▶ _Exercise requirements_
Copy out all the lines exactly. Omit pictures.

▶ _Provided data_
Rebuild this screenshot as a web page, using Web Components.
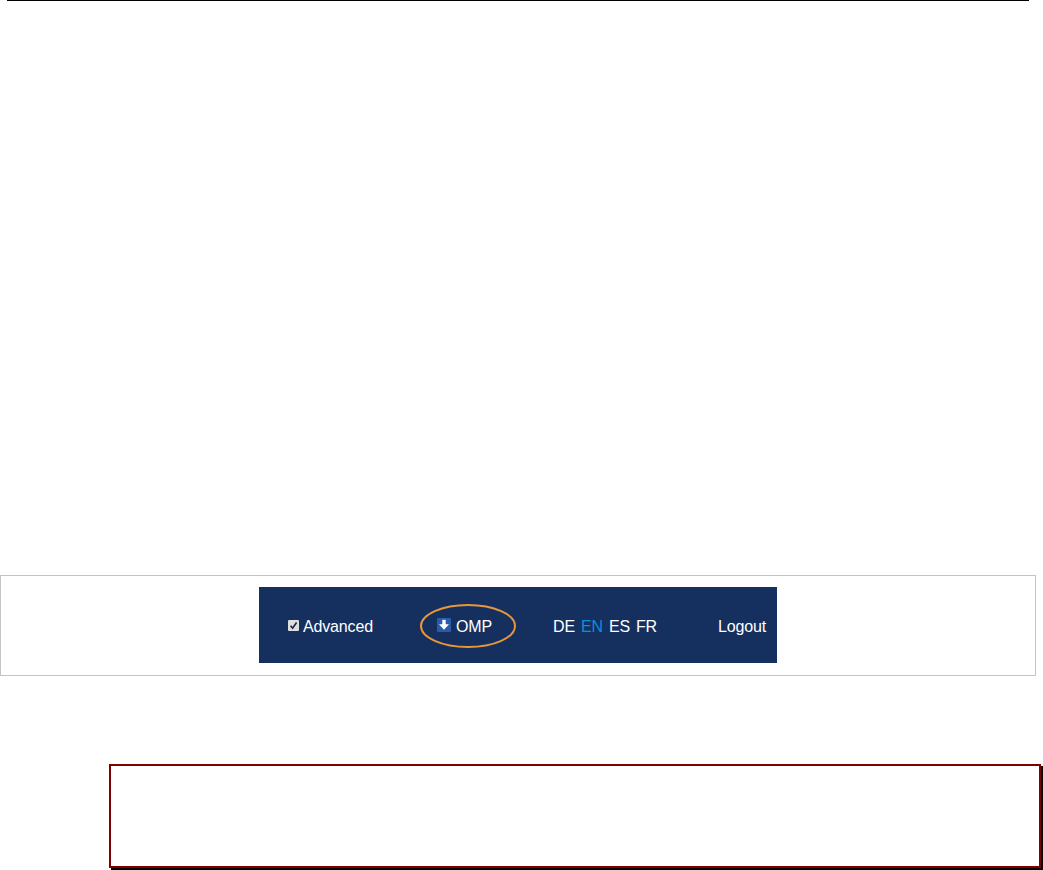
<!DOCTYPE html>
<html lang="en"><head><meta charset="utf-8"><title>OMP</title>
<style>html,body{margin:0;padding:0;background:#fff}body{font-family:"Liberation Sans",Arial,sans-serif;width:1043px;height:870px;overflow:hidden}</style>
</head><body>
<doc-page>
  <nav-panel>
    <nav-bar>
      <adv-check slot="advanced">Advanced</adv-check>
      <omp-link slot="omp">OMP</omp-link>
      <lang-list slot="langs"></lang-list>
      <span slot="logout">Logout</span>
    </nav-bar>
  </nav-panel>
  <note-box></note-box>
</doc-page>
<script>
function def(name, html){
  customElements.define(name, class extends HTMLElement{
    constructor(){super();this.attachShadow({mode:'open'}).innerHTML=html;}
  });
}
def('doc-page',`<style>:host{display:block}
.rule{height:1px;background:#000;margin:0 14px 0 7px}
.stack{display:flex;flex-direction:column}
</style><div class="rule"></div><div class="stack"><slot></slot></div>`);
def('nav-panel',`<style>:host{display:flex;justify-content:center;box-sizing:border-box;width:1036px;height:101px;margin-top:574px;padding-top:11px;border:1px solid #c4c4c4}</style><slot></slot>`);
def('nav-bar',`<style>:host{display:flex;align-items:center;box-sizing:border-box;width:518px;height:76px;padding:0 0 0 29px;background:#15305f;color:#fff;font-size:16px;letter-spacing:-.15px}
.a{width:134px}.o{width:131px}.l{width:165px}.r{display:block;padding-top:3px}</style>
<div class="a r"><slot name="advanced"></slot></div><div class="o r"><slot name="omp"></slot></div><div class="l r"><slot name="langs"></slot></div><div class="r"><slot name="logout"></slot></div>`);
def('adv-check',`<style>:host{display:flex;align-items:center;gap:4px}
svg{display:block;flex:none;margin-bottom:2px}</style>
<svg width="11" height="11" viewBox="0 0 11 11"><rect width="11" height="11" rx="1" fill="#dedede"/><path d="M2.6 5.8 4.6 8.2 8.6 2.4" fill="none" stroke="#1b2a44" stroke-width="1.7"/></svg><slot></slot>`);
def('omp-link',`<style>:host{display:flex;align-items:center;gap:5px;position:relative;margin-left:15px}
.ic{display:block;flex:none;margin-bottom:4px}
.ring{display:block;position:absolute;left:-17px;top:-14px}</style>
<svg class="ic" width="14" height="14" viewBox="0 0 14 14"><rect width="14" height="14" rx="1" fill="#2a5ba6"/><path d="M7 1.8V7" stroke="#fff" stroke-width="3.4"/><path d="M2 6.2H12L7 11.8Z" fill="#fff"/></svg><slot></slot>
<svg class="ring" width="96" height="44" viewBox="0 0 96 44"><ellipse cx="48" cy="22" rx="47" ry="21" fill="none" stroke="#e8963a" stroke-width="2"/></svg>`);
def('lang-list',`<style>:host{display:flex;gap:6px}.on{color:#0a8ede}</style><span>DE</span><span class="on">EN</span><span>ES</span><span>FR</span>`);
def('note-box',`<style>:host{display:block;box-sizing:border-box;width:932px;height:104px;margin:88px 0 0 109px;border:2px solid #800000;background:#fff;box-shadow:2px 2px 0 #000}</style>`);
</script>
</body></html>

▶ _Final answer_
Rebuild this screenshot as a web page, using Web Components.
<!DOCTYPE html>
<html lang="en"><head><meta charset="utf-8"><title>OMP</title>
<style>html,body{margin:0;padding:0;background:#fff}body{font-family:"Liberation Sans",Arial,sans-serif;width:1043px;height:870px;overflow:hidden}</style>
</head><body>
<doc-page>
  <nav-panel>
    <nav-bar>
      <adv-check slot="advanced">Advanced</adv-check>
      <omp-link slot="omp">OMP</omp-link>
      <lang-list slot="langs"></lang-list>
      <span slot="logout">Logout</span>
    </nav-bar>
  </nav-panel>
  <note-box></note-box>
</doc-page>
<script>
function def(name, html){
  customElements.define(name, class extends HTMLElement{
    constructor(){super();this.attachShadow({mode:'open'}).innerHTML=html;}
  });
}
def('doc-page',`<style>:host{display:block}
.rule{height:1px;background:#000;margin:0 14px 0 7px}
.stack{display:flex;flex-direction:column}
</style><div class="rule"></div><div class="stack"><slot></slot></div>`);
def('nav-panel',`<style>:host{display:flex;justify-content:center;box-sizing:border-box;width:1036px;height:101px;margin-top:574px;padding-top:11px;border:1px solid #c4c4c4}</style><slot></slot>`);
def('nav-bar',`<style>:host{display:flex;align-items:center;box-sizing:border-box;width:518px;height:76px;padding:0 0 0 29px;background:#15305f;color:#fff;font-size:16px;letter-spacing:-.15px}
.a{width:134px}.o{width:131px}.l{width:165px}.r{display:block;padding-top:3px}</style>
<div class="a r"><slot name="advanced"></slot></div><div class="o r"><slot name="omp"></slot></div><div class="l r"><slot name="langs"></slot></div><div class="r"><slot name="logout"></slot></div>`);
def('adv-check',`<style>:host{display:flex;align-items:center;gap:4px}
svg{display:block;flex:none;margin-bottom:2px}</style>
<svg width="11" height="11" viewBox="0 0 11 11"><rect width="11" height="11" rx="1" fill="#dedede"/><path d="M2.6 5.8 4.6 8.2 8.6 2.4" fill="none" stroke="#1b2a44" stroke-width="1.7"/></svg><slot></slot>`);
def('omp-link',`<style>:host{display:flex;align-items:center;gap:5px;position:relative;margin-left:15px}
.ic{display:block;flex:none;margin-bottom:4px}
.ring{display:block;position:absolute;left:-17px;top:-14px}</style>
<svg class="ic" width="14" height="14" viewBox="0 0 14 14"><rect width="14" height="14" rx="1" fill="#2a5ba6"/><path d="M7 1.8V7" stroke="#fff" stroke-width="3.4"/><path d="M2 6.2H12L7 11.8Z" fill="#fff"/></svg><slot></slot>
<svg class="ring" width="96" height="44" viewBox="0 0 96 44"><ellipse cx="48" cy="22" rx="47" ry="21" fill="none" stroke="#e8963a" stroke-width="2"/></svg>`);
def('lang-list',`<style>:host{display:flex;gap:6px}.on{color:#0a8ede}</style><span>DE</span><span class="on">EN</span><span>ES</span><span>FR</span>`);
def('note-box',`<style>:host{display:block;box-sizing:border-box;width:932px;height:104px;margin:88px 0 0 109px;border:2px solid #800000;background:#fff;box-shadow:2px 2px 0 #000}</style>`);
</script>
</body></html>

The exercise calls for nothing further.